* Provided material:
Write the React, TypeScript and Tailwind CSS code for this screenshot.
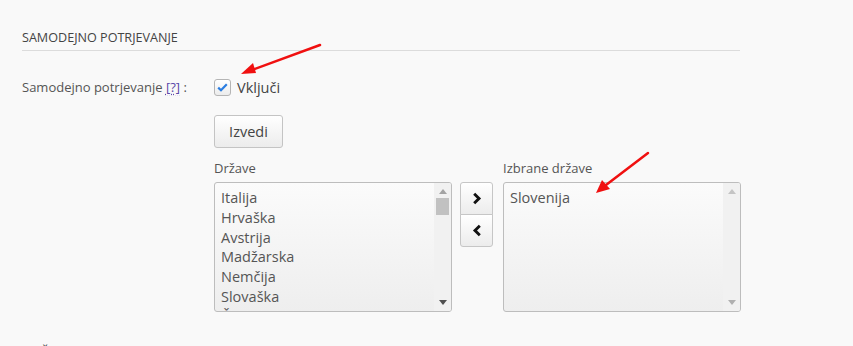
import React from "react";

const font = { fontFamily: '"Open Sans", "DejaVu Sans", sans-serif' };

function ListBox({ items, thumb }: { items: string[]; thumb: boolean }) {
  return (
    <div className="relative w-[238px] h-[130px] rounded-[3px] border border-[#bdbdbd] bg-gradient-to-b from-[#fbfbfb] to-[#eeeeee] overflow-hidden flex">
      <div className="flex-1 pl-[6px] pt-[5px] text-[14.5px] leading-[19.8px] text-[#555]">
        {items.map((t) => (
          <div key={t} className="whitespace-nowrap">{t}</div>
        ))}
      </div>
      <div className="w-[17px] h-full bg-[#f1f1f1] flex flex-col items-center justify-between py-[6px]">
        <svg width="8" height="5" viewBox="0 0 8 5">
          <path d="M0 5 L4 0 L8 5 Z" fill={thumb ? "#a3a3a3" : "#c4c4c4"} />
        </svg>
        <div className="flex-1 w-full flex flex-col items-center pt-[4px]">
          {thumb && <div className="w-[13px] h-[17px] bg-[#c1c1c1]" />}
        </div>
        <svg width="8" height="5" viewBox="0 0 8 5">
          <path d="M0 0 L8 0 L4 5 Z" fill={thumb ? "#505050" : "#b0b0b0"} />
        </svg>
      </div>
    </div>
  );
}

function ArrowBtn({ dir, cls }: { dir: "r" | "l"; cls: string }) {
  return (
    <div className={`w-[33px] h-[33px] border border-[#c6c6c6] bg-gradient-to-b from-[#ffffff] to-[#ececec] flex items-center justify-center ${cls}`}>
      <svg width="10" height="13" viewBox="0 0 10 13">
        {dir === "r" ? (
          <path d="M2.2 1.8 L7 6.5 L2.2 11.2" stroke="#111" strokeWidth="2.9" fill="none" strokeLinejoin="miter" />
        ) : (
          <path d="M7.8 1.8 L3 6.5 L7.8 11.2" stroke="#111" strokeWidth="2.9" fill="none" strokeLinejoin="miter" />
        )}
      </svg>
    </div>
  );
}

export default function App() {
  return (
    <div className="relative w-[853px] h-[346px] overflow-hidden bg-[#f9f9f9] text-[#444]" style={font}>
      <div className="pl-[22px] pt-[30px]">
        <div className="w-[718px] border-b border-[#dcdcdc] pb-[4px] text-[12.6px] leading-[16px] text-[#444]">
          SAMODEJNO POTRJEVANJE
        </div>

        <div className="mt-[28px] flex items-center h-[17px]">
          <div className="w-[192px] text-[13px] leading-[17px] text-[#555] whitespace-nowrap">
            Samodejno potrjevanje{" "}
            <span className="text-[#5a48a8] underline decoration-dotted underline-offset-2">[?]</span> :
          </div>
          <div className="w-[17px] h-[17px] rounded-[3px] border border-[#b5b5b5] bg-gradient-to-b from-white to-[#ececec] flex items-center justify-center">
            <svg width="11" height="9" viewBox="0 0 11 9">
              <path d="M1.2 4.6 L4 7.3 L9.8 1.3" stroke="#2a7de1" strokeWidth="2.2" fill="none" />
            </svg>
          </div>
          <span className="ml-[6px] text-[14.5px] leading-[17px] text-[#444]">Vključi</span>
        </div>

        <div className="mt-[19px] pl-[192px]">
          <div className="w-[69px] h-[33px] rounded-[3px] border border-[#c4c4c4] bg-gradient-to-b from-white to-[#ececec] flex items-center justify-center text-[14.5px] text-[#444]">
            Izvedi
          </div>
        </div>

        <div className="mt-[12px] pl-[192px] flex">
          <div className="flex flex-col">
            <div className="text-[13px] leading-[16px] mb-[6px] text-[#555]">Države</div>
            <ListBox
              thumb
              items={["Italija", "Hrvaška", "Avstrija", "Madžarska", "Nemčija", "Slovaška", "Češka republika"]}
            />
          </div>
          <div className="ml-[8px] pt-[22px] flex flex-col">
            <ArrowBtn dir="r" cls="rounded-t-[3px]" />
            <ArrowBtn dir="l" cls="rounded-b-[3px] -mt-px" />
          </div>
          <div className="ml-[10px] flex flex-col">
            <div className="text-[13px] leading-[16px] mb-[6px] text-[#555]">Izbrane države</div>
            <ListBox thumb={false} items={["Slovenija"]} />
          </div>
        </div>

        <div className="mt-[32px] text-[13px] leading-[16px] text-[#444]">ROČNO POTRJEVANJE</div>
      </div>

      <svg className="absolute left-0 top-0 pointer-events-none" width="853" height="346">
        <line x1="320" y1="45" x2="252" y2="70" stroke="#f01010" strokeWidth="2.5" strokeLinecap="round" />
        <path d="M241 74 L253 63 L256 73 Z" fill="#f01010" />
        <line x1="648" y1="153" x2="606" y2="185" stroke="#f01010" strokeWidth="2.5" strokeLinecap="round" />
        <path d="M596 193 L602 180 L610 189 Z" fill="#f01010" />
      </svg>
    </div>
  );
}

* What this task involves: Leave out the pictures and print every line of the data exactly.

* Problem solution:
Write the React, TypeScript and Tailwind CSS code for this screenshot.
import React from "react";

const font = { fontFamily: '"Open Sans", "DejaVu Sans", sans-serif' };

function ListBox({ items, thumb }: { items: string[]; thumb: boolean }) {
  return (
    <div className="relative w-[238px] h-[130px] rounded-[3px] border border-[#bdbdbd] bg-gradient-to-b from-[#fbfbfb] to-[#eeeeee] overflow-hidden flex">
      <div className="flex-1 pl-[6px] pt-[5px] text-[14.5px] leading-[19.8px] text-[#555]">
        {items.map((t) => (
          <div key={t} className="whitespace-nowrap">{t}</div>
        ))}
      </div>
      <div className="w-[17px] h-full bg-[#f1f1f1] flex flex-col items-center justify-between py-[6px]">
        <svg width="8" height="5" viewBox="0 0 8 5">
          <path d="M0 5 L4 0 L8 5 Z" fill={thumb ? "#a3a3a3" : "#c4c4c4"} />
        </svg>
        <div className="flex-1 w-full flex flex-col items-center pt-[4px]">
          {thumb && <div className="w-[13px] h-[17px] bg-[#c1c1c1]" />}
        </div>
        <svg width="8" height="5" viewBox="0 0 8 5">
          <path d="M0 0 L8 0 L4 5 Z" fill={thumb ? "#505050" : "#b0b0b0"} />
        </svg>
      </div>
    </div>
  );
}

function ArrowBtn({ dir, cls }: { dir: "r" | "l"; cls: string }) {
  return (
    <div className={`w-[33px] h-[33px] border border-[#c6c6c6] bg-gradient-to-b from-[#ffffff] to-[#ececec] flex items-center justify-center ${cls}`}>
      <svg width="10" height="13" viewBox="0 0 10 13">
        {dir === "r" ? (
          <path d="M2.2 1.8 L7 6.5 L2.2 11.2" stroke="#111" strokeWidth="2.9" fill="none" strokeLinejoin="miter" />
        ) : (
          <path d="M7.8 1.8 L3 6.5 L7.8 11.2" stroke="#111" strokeWidth="2.9" fill="none" strokeLinejoin="miter" />
        )}
      </svg>
    </div>
  );
}

export default function App() {
  return (
    <div className="relative w-[853px] h-[346px] overflow-hidden bg-[#f9f9f9] text-[#444]" style={font}>
      <div className="pl-[22px] pt-[30px]">
        <div className="w-[718px] border-b border-[#dcdcdc] pb-[4px] text-[12.6px] leading-[16px] text-[#444]">
          SAMODEJNO POTRJEVANJE
        </div>

        <div className="mt-[28px] flex items-center h-[17px]">
          <div className="w-[192px] text-[13px] leading-[17px] text-[#555] whitespace-nowrap">
            Samodejno potrjevanje{" "}
            <span className="text-[#5a48a8] underline decoration-dotted underline-offset-2">[?]</span> :
          </div>
          <div className="w-[17px] h-[17px] rounded-[3px] border border-[#b5b5b5] bg-gradient-to-b from-white to-[#ececec] flex items-center justify-center">
            <svg width="11" height="9" viewBox="0 0 11 9">
              <path d="M1.2 4.6 L4 7.3 L9.8 1.3" stroke="#2a7de1" strokeWidth="2.2" fill="none" />
            </svg>
          </div>
          <span className="ml-[6px] text-[14.5px] leading-[17px] text-[#444]">Vključi</span>
        </div>

        <div className="mt-[19px] pl-[192px]">
          <div className="w-[69px] h-[33px] rounded-[3px] border border-[#c4c4c4] bg-gradient-to-b from-white to-[#ececec] flex items-center justify-center text-[14.5px] text-[#444]">
            Izvedi
          </div>
        </div>

        <div className="mt-[12px] pl-[192px] flex">
          <div className="flex flex-col">
            <div className="text-[13px] leading-[16px] mb-[6px] text-[#555]">Države</div>
            <ListBox
              thumb
              items={["Italija", "Hrvaška", "Avstrija", "Madžarska", "Nemčija", "Slovaška", "Češka republika"]}
            />
          </div>
          <div className="ml-[8px] pt-[22px] flex flex-col">
            <ArrowBtn dir="r" cls="rounded-t-[3px]" />
            <ArrowBtn dir="l" cls="rounded-b-[3px] -mt-px" />
          </div>
          <div className="ml-[10px] flex flex-col">
            <div className="text-[13px] leading-[16px] mb-[6px] text-[#555]">Izbrane države</div>
            <ListBox thumb={false} items={["Slovenija"]} />
          </div>
        </div>

        <div className="mt-[32px] text-[13px] leading-[16px] text-[#444]">ROČNO POTRJEVANJE</div>
      </div>

      <svg className="absolute left-0 top-0 pointer-events-none" width="853" height="346">
        <line x1="320" y1="45" x2="252" y2="70" stroke="#f01010" strokeWidth="2.5" strokeLinecap="round" />
        <path d="M241 74 L253 63 L256 73 Z" fill="#f01010" />
        <line x1="648" y1="153" x2="606" y2="185" stroke="#f01010" strokeWidth="2.5" strokeLinecap="round" />
        <path d="M596 193 L602 180 L610 189 Z" fill="#f01010" />
      </svg>
    </div>
  );
}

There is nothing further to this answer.